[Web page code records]
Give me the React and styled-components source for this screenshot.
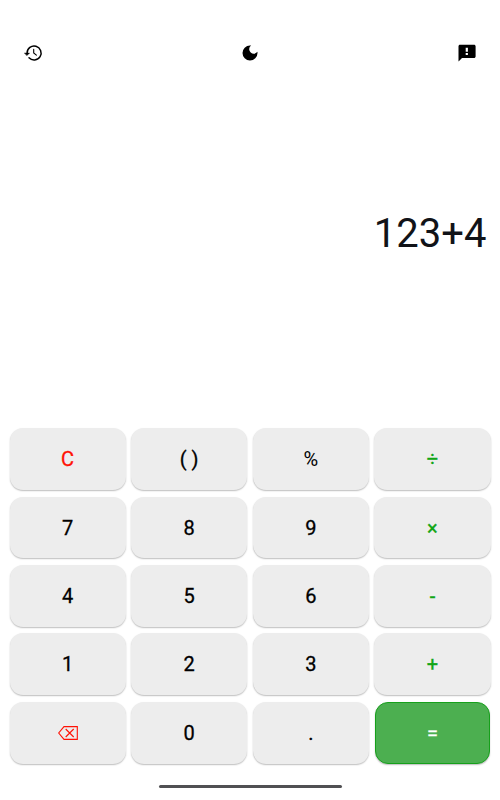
import React, { useState } from "react";
import styled, { createGlobalStyle } from "styled-components";
import { MdDarkMode } from "react-icons/md";

const GlobalStyle = createGlobalStyle`
  * {
    box-sizing: border-box;
  }
  body {
    margin: 0;
    background: #fff;
    font-family: Roboto, "Liberation Sans", sans-serif;
  }
`;

const Container = styled.div`
  display: flex;
  flex-direction: column;
  width: 500px;
  height: 800px;
  overflow: hidden;
  background: #fff;
`;

const Toolbar = styled.header`
  display: flex;
  justify-content: space-between;
  align-items: center;
  height: 20px;
  margin: 43.3px 23.5px 0 23px;
`;

const IconButton = styled.button`
  display: flex;
  padding: 0;
  border: none;
  background: none;
  color: #000;
  font-size: 20px;
  cursor: pointer;
`;

const Display = styled.div`
  display: flex;
  flex: 1;
  justify-content: flex-end;
  padding: 146.7px 13.6px 0 0;
  color: #111318;
  font-size: 40px;
  line-height: 48px;
`;

const Keypad = styled.div`
  display: grid;
  grid-template-columns: repeat(4, 1fr);
  grid-auto-rows: 61.8px;
  gap: 6.6px 5.5px;
  padding: 0 9.5px;
`;

const Key = styled.button`
  display: flex;
  justify-content: center;
  align-items: center;
  padding: 0;
  border: none;
  border-radius: 13px;
  background: #ededed;
  box-shadow: 0 1px 1.5px rgba(0, 0, 0, 0.26);
  color: ${props => props.$color || "#000"};
  font-family: inherit;
  font-size: 20px;
  font-weight: 400;
  line-height: 24px;
  -webkit-text-stroke: ${props => (props.$thin ? "0" : "0.3px")};
  cursor: pointer;
`;

const EqualKey = styled(Key)`
  margin: 0 0.5px;
  border: 1px solid #16a01b;
  background: #4caf50;
  color: #fff;
`;

const HomeBar = styled.div`
  align-self: center;
  flex-shrink: 0;
  width: 183px;
  height: 3px;
  margin: 21.4px 0 12px;
  border-radius: 2px;
  background: #505053;
`;

const HistoryIcon = () => (
  <svg width="20" height="20" viewBox="0 0 20 20" fill="none" stroke="currentColor" strokeLinecap="round">
    <path d="M4.1 10A7 7 0 1 1 6 14.8" strokeWidth="1.5" />
    <path d="M1.6 10h5L4 12.6z" fill="currentColor" strokeWidth=".4" strokeLinejoin="round" />
    <path d="M10.7 6.4V10l2.7 2.1" strokeWidth="1.1" />
  </svg>
);

const FeedbackIcon = () => (
  <svg width="20" height="20" viewBox="0 0 20 20">
    <path
      fill="currentColor"
      fillRule="evenodd"
      d="M3 1.8h14c.9 0 1.6.6 1.6 1.5v10.2c0 .9-.7 1.5-1.6 1.5H5l-3.5 3.4V3.3c0-.9.6-1.5 1.5-1.5zM8.7 4.7v4h2.2v-4zm0 5.2v2.1h2.2V9.9z"
    />
  </svg>
);

const BackspaceIcon = () => (
  <svg width="20" height="14" viewBox="0 0 20 14" fill="none" stroke="currentColor" strokeWidth="1.1">
    <path d="M6 .6h13.3v12.8H6L.7 7z" />
    <path d="M7.7 3l8 8M15.7 3l-8 8" />
  </svg>
);

const RED = "#ff1205";
const GREEN = "#11a616";

const keys = [
  { label: "C", color: RED },
  { label: "( )" },
  { label: "%", thin: true },
  { label: "÷", color: GREEN },
  { label: "7" },
  { label: "8" },
  { label: "9" },
  { label: "×", color: GREEN },
  { label: "4" },
  { label: "5" },
  { label: "6" },
  { label: "-", color: GREEN },
  { label: "1" },
  { label: "2" },
  { label: "3" },
  { label: "+", color: GREEN },
  { label: "back", color: RED },
  { label: "0" },
  { label: "." },
];

const App = () => {
  const [expression, setExpression] = useState("123+4");

  const handleKey = label => {
    if (label === "C") {
      setExpression("");
    } else if (label === "back") {
      setExpression(expression.slice(0, -1));
    } else if (label === "( )") {
      const open = expression.split("(").length > expression.split(")").length;
      setExpression(expression + (open ? ")" : "("));
    } else {
      setExpression(expression + label);
    }
  };

  return (
    <Container>
      <GlobalStyle />
      <Toolbar>
        <IconButton aria-label="History">
          <HistoryIcon />
        </IconButton>
        <IconButton aria-label="Dark mode">
          <MdDarkMode />
        </IconButton>
        <IconButton aria-label="Feedback">
          <FeedbackIcon />
        </IconButton>
      </Toolbar>
      <Display>{expression}</Display>
      <Keypad>
        {keys.map(key => (
          <Key
            key={key.label}
            $color={key.color}
            $thin={key.thin}
            aria-label={key.label}
            onClick={() => handleKey(key.label)}
          >
            {key.label === "back" ? <BackspaceIcon /> : key.label}
          </Key>
        ))}
        <EqualKey>=</EqualKey>
      </Keypad>
      <HomeBar />
    </Container>
  );
};

export default App;
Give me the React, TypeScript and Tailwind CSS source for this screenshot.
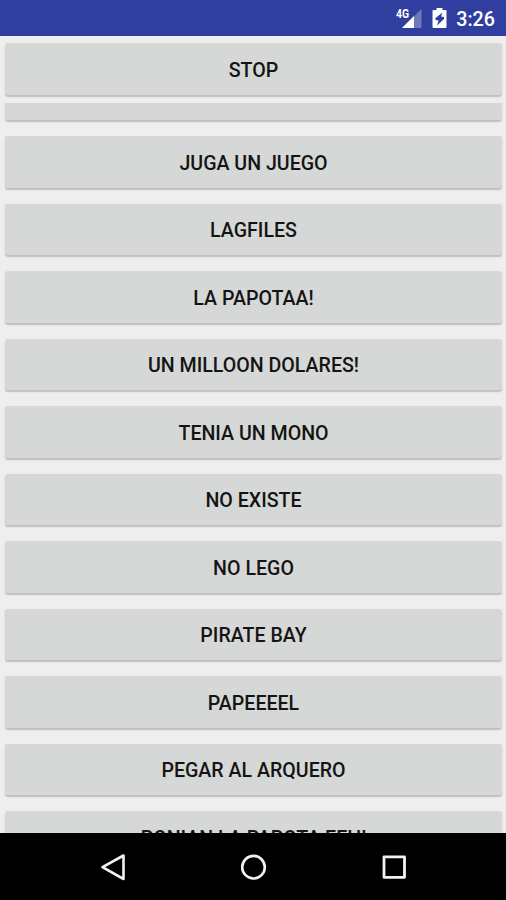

- Exercise aim
Write out the records above exactly as they stand, leaving out every picture.

- Complete output
Give me the React and styled-components source for this screenshot.
import React, { useState } from "react";
import styled, { createGlobalStyle } from "styled-components";
import { MdDarkMode } from "react-icons/md";

const GlobalStyle = createGlobalStyle`
  * {
    box-sizing: border-box;
  }
  body {
    margin: 0;
    background: #fff;
    font-family: Roboto, "Liberation Sans", sans-serif;
  }
`;

const Container = styled.div`
  display: flex;
  flex-direction: column;
  width: 500px;
  height: 800px;
  overflow: hidden;
  background: #fff;
`;

const Toolbar = styled.header`
  display: flex;
  justify-content: space-between;
  align-items: center;
  height: 20px;
  margin: 43.3px 23.5px 0 23px;
`;

const IconButton = styled.button`
  display: flex;
  padding: 0;
  border: none;
  background: none;
  color: #000;
  font-size: 20px;
  cursor: pointer;
`;

const Display = styled.div`
  display: flex;
  flex: 1;
  justify-content: flex-end;
  padding: 146.7px 13.6px 0 0;
  color: #111318;
  font-size: 40px;
  line-height: 48px;
`;

const Keypad = styled.div`
  display: grid;
  grid-template-columns: repeat(4, 1fr);
  grid-auto-rows: 61.8px;
  gap: 6.6px 5.5px;
  padding: 0 9.5px;
`;

const Key = styled.button`
  display: flex;
  justify-content: center;
  align-items: center;
  padding: 0;
  border: none;
  border-radius: 13px;
  background: #ededed;
  box-shadow: 0 1px 1.5px rgba(0, 0, 0, 0.26);
  color: ${props => props.$color || "#000"};
  font-family: inherit;
  font-size: 20px;
  font-weight: 400;
  line-height: 24px;
  -webkit-text-stroke: ${props => (props.$thin ? "0" : "0.3px")};
  cursor: pointer;
`;

const EqualKey = styled(Key)`
  margin: 0 0.5px;
  border: 1px solid #16a01b;
  background: #4caf50;
  color: #fff;
`;

const HomeBar = styled.div`
  align-self: center;
  flex-shrink: 0;
  width: 183px;
  height: 3px;
  margin: 21.4px 0 12px;
  border-radius: 2px;
  background: #505053;
`;

const HistoryIcon = () => (
  <svg width="20" height="20" viewBox="0 0 20 20" fill="none" stroke="currentColor" strokeLinecap="round">
    <path d="M4.1 10A7 7 0 1 1 6 14.8" strokeWidth="1.5" />
    <path d="M1.6 10h5L4 12.6z" fill="currentColor" strokeWidth=".4" strokeLinejoin="round" />
    <path d="M10.7 6.4V10l2.7 2.1" strokeWidth="1.1" />
  </svg>
);

const FeedbackIcon = () => (
  <svg width="20" height="20" viewBox="0 0 20 20">
    <path
      fill="currentColor"
      fillRule="evenodd"
      d="M3 1.8h14c.9 0 1.6.6 1.6 1.5v10.2c0 .9-.7 1.5-1.6 1.5H5l-3.5 3.4V3.3c0-.9.6-1.5 1.5-1.5zM8.7 4.7v4h2.2v-4zm0 5.2v2.1h2.2V9.9z"
    />
  </svg>
);

const BackspaceIcon = () => (
  <svg width="20" height="14" viewBox="0 0 20 14" fill="none" stroke="currentColor" strokeWidth="1.1">
    <path d="M6 .6h13.3v12.8H6L.7 7z" />
    <path d="M7.7 3l8 8M15.7 3l-8 8" />
  </svg>
);

const RED = "#ff1205";
const GREEN = "#11a616";

const keys = [
  { label: "C", color: RED },
  { label: "( )" },
  { label: "%", thin: true },
  { label: "÷", color: GREEN },
  { label: "7" },
  { label: "8" },
  { label: "9" },
  { label: "×", color: GREEN },
  { label: "4" },
  { label: "5" },
  { label: "6" },
  { label: "-", color: GREEN },
  { label: "1" },
  { label: "2" },
  { label: "3" },
  { label: "+", color: GREEN },
  { label: "back", color: RED },
  { label: "0" },
  { label: "." },
];

const App = () => {
  const [expression, setExpression] = useState("123+4");

  const handleKey = label => {
    if (label === "C") {
      setExpression("");
    } else if (label === "back") {
      setExpression(expression.slice(0, -1));
    } else if (label === "( )") {
      const open = expression.split("(").length > expression.split(")").length;
      setExpression(expression + (open ? ")" : "("));
    } else {
      setExpression(expression + label);
    }
  };

  return (
    <Container>
      <GlobalStyle />
      <Toolbar>
        <IconButton aria-label="History">
          <HistoryIcon />
        </IconButton>
        <IconButton aria-label="Dark mode">
          <MdDarkMode />
        </IconButton>
        <IconButton aria-label="Feedback">
          <FeedbackIcon />
        </IconButton>
      </Toolbar>
      <Display>{expression}</Display>
      <Keypad>
        {keys.map(key => (
          <Key
            key={key.label}
            $color={key.color}
            $thin={key.thin}
            aria-label={key.label}
            onClick={() => handleKey(key.label)}
          >
            {key.label === "back" ? <BackspaceIcon /> : key.label}
          </Key>
        ))}
        <EqualKey>=</EqualKey>
      </Keypad>
      <HomeBar />
    </Container>
  );
};

export default App;
Give me the React, TypeScript and Tailwind CSS source for this screenshot.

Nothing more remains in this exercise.